We maintain a corporate website at www.realtyincome.com. On our website we make available, free of charge, copies of our annual report on Form 10-K, quarterly reports on Form 10-Q, Form 3s, Form 4s, Form 5s, current reports on Form 8-K, and amendments to those reports, as soon as reasonably practicable after we electronically file these reports with the SEC. None of the information on our website is deemed to be a part of this report.

 

Corporate Responsibility. We are committed to providing an engaging, diverse, and safe work environment for our employees, to upholding our corporate responsibilities as a public company operating for the benefit of our shareholders, and to operating our company in an environmentally conscious manner. As The Monthly Dividend Company®, our mission is to provide our shareholders with monthly dividends that increase over time. How we manage and use the physical, financial and talent resources that enable us to achieve this mission, demonstrates our commitment to corporate responsibility.

 

Social Responsibility and Ethics. An extension of our mission is our commitment to being socially responsible and conducting our business according to the highest ethical standards. Our employees are awarded compensation that is in line with those of our peers and competitors, including generous healthcare benefits for employees and their families; participation in a 401(k) plan with a matching contribution by Realty Income; competitive paid time-off benefits; and an infant-at-work program for new parents. Our employees have access to members of our Board of Directors to report anonymously, if desired, any suspicion of misconduct by any member of our senior management or executive team. We also have a longstanding commitment to equal employment opportunity and adhere to all Equal Employer Opportunity Policy guidelines. We apply the principles of full and fair disclosure in all of our business dealings, as outlined in our Corporate Code of Business Ethics. We are also committed to dealing fairly with all of our customers, suppliers, and competitors.

 

Realty Income and our employees have taken an active role in supporting our communities through civic involvement with charitable organizations and corporate donation.
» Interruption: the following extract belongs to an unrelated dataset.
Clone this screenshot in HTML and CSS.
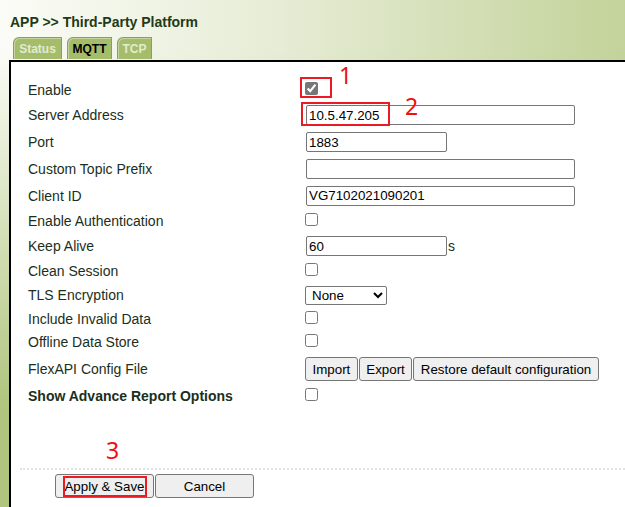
FILE: index.html
```html
<!DOCTYPE html>
<html>
<head>
<meta charset="utf-8">
<link rel="stylesheet" href="styles.css">
</head>
<body>
<div class="page">
  <h1 class="title">APP &gt;&gt; Third-Party Platform</h1>
  <div class="tabs">
    <span class="tab w-status">Status</span>
    <span class="tab tab-active w-mqtt">MQTT</span>
    <span class="tab w-tcp">TCP</span>
  </div>
  <div class="panel">
    <div class="form">
      <div class="row h24"><span class="label">Enable</span><span class="ctrl"><input type="checkbox" class="cb" checked></span></div>
      <div class="row h26"><span class="label">Server Address</span><span class="ctrl"><input type="text" class="txt long" value="10.5.47.205"></span></div>
      <div class="row h28"><span class="label">Port</span><span class="ctrl"><input type="text" class="txt short" value="1883"></span></div>
      <div class="row h26"><span class="label">Custom Topic Prefix</span><span class="ctrl"><input type="text" class="txt long" value=""></span></div>
      <div class="row h27"><span class="label">Client ID</span><span class="ctrl"><input type="text" class="txt long" value="VG7102021090201"></span></div>
      <div class="row h24"><span class="label">Enable Authentication</span><span class="ctrl"><input type="checkbox" class="cb"></span></div>
      <div class="row h26"><span class="label">Keep Alive</span><span class="ctrl"><input type="text" class="txt short" value="60"><span class="unit">s</span></span></div>
      <div class="row h24"><span class="label">Clean Session</span><span class="ctrl"><input type="checkbox" class="cb"></span></div>
      <div class="row h24"><span class="label">TLS Encryption</span><span class="ctrl"><select class="sel"><option>None</option></select></span></div>
      <div class="row h24"><span class="label">Include Invalid Data</span><span class="ctrl"><input type="checkbox" class="cb"></span></div>
      <div class="row h22"><span class="label">Offline Data Store</span><span class="ctrl"><input type="checkbox" class="cb"></span></div>
      <div class="row h32"><span class="label">FlexAPI Config File</span><span class="ctrl btn-group"><button class="btn">Import</button><button class="btn">Export</button><button class="btn">Restore default configuration</button></span></div>
      <div class="row h22"><span class="label strong">Show Advance Report Options</span><span class="ctrl"><input type="checkbox" class="cb"></span></div>
    </div>
    <div class="sep"></div>
    <div class="actions">
      <button class="btn wide">Apply &amp; Save</button>
      <button class="btn wide">Cancel</button>
    </div>
  </div>

  <span class="mark mark-1">1</span>
  <span class="mark mark-2">2</span>
  <span class="mark mark-3">3</span>
  <span class="box box-1"></span>
  <span class="box box-2"></span>
  <span class="box box-3"></span>
</div>
</body>
</html>
```

FILE: styles.css
```css
html, body {
  margin: 0;
  padding: 0;
  height: 507px;
  overflow: hidden;
}

body {
  font-family: "Liberation Sans", Arial, sans-serif;
  background:
    linear-gradient(to bottom, rgba(176, 197, 126, 0) 10%, rgba(176, 197, 126, 1) 80%),
    linear-gradient(to right, #fbfcf7 0%, #e6ecd5 45%, #c3d39a 100%);
}

.page {
  position: relative;
  width: 625px;
  height: 507px;
  overflow: hidden;
}

.title {
  margin: 0;
  padding: 14px 0 0 10px;
  font-size: 14px;
  line-height: 16px;
  font-weight: bold;
  color: #1f3a18;
}

.tabs {
  display: flex;
  gap: 5px;
  margin: 7px 0 0 13px;
  height: 23px;
}

.tab {
  box-sizing: border-box;
  height: 22px;
  display: flex;
  align-items: center;
  justify-content: center;
  font-size: 12px;
  font-weight: bold;
  color: #e3ebd0;
  background: #a5bc6b;
  border: 1px solid #8c9a74;
  border-bottom: none;
  border-top-left-radius: 6px;
  box-shadow: inset 1px 1px 0 #c4d49a;
}

.tab-active {
  color: #000;
}

.w-status { width: 49px; }
.w-mqtt { width: 45px; }
.w-tcp { width: 35px; }

.panel {
  box-sizing: border-box;
  margin-left: 9px;
  width: 616px;
  height: 447px;
  background: #fff;
  border-top: 2px solid #000;
  border-left: 2px solid #000;
  padding-top: 16px;
}

.form {
  display: flex;
  flex-direction: column;
  padding-left: 17px;
}

.row {
  display: flex;
  align-items: center;
}

.h22 { height: 22px; }
.h24 { height: 24px; }
.h26 { height: 26px; }
.h27 { height: 27px; }
.h28 { height: 28px; }
.h32 { height: 32px; }

.label {
  width: 277px;
  flex: none;
  font-size: 14px;
  line-height: 16px;
  color: #1b2f20;
}

.label.strong {
  font-weight: bold;
}

.ctrl {
  display: flex;
  align-items: center;
}

.cb {
  width: 13px;
  height: 13px;
  margin: 0 0 3px 0;
  accent-color: #777;
}

.txt {
  box-sizing: border-box;
  height: 20px;
  margin: 0 0 0 1px;
  padding: 0 2px;
  border: 1px solid #767676;
  border-radius: 2px;
  font-family: "Liberation Sans", Arial, sans-serif;
  font-size: 13.33px;
  color: #000;
  background: #fff;
}

.long { width: 269px; }
.short { width: 141px; }

.unit {
  font-size: 14px;
  color: #1b2f20;
  margin-left: 1px;
}

.sel {
  box-sizing: border-box;
  width: 82px;
  height: 19px;
  margin: 0;
  padding: 0 0 0 2px;
  border: 1px solid #767676;
  border-radius: 2px;
  font-family: "Liberation Sans", Arial, sans-serif;
  font-size: 13.33px;
  color: #000;
  background: #fff;
}

.btn-group {
  gap: 1px;
}

.btn {
  box-sizing: border-box;
  height: 24px;
  margin: 0;
  padding: 0 6.5px;
  border: 1px solid #767676;
  border-radius: 3px;
  background: #efefef;
  font-family: "Liberation Sans", Arial, sans-serif;
  font-size: 13.33px;
  color: #000;
}

.sep {
  margin: 61px 0 0 9px;
  border-top: 2px dotted #e2e2e2;
}

.actions {
  display: flex;
  gap: 1px;
  margin: 4px 0 0 44px;
}

.btn.wide {
  width: 99px;
  padding: 0;
}

.mark {
  position: absolute;
  font-family: "Noto Sans", "DejaVu Sans", sans-serif;
  font-size: 23px;
  line-height: 23px;
  color: #f01010;
}

.mark-1 { left: 339px; top: 64px; }
.mark-2 { left: 405px; top: 95px; }
.mark-3 { left: 106px; top: 439px; }

.box {
  position: absolute;
  box-sizing: border-box;
  border: 2px solid #ec1a22;
}

.box-1 { left: 300px; top: 77px; width: 32px; height: 21px; }
.box-2 { left: 301px; top: 102px; width: 89px; height: 24px; }
.box-3 { left: 63px; top: 476px; width: 84px; height: 21px; }
```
Focusing our impact on social and environmentally sustainable areas our non-profit partnerships have resulted in 600 employee volunteer hours, employee and corporate donations to fund local affordable housing, educations services to at-risk youth, funding local foodbanks, and toys for under-served children. Our dedication to being a responsible corporate citizen has a direct and positive impact in the communities in which we operate and contributes to the strength of our reputation and our financial performance.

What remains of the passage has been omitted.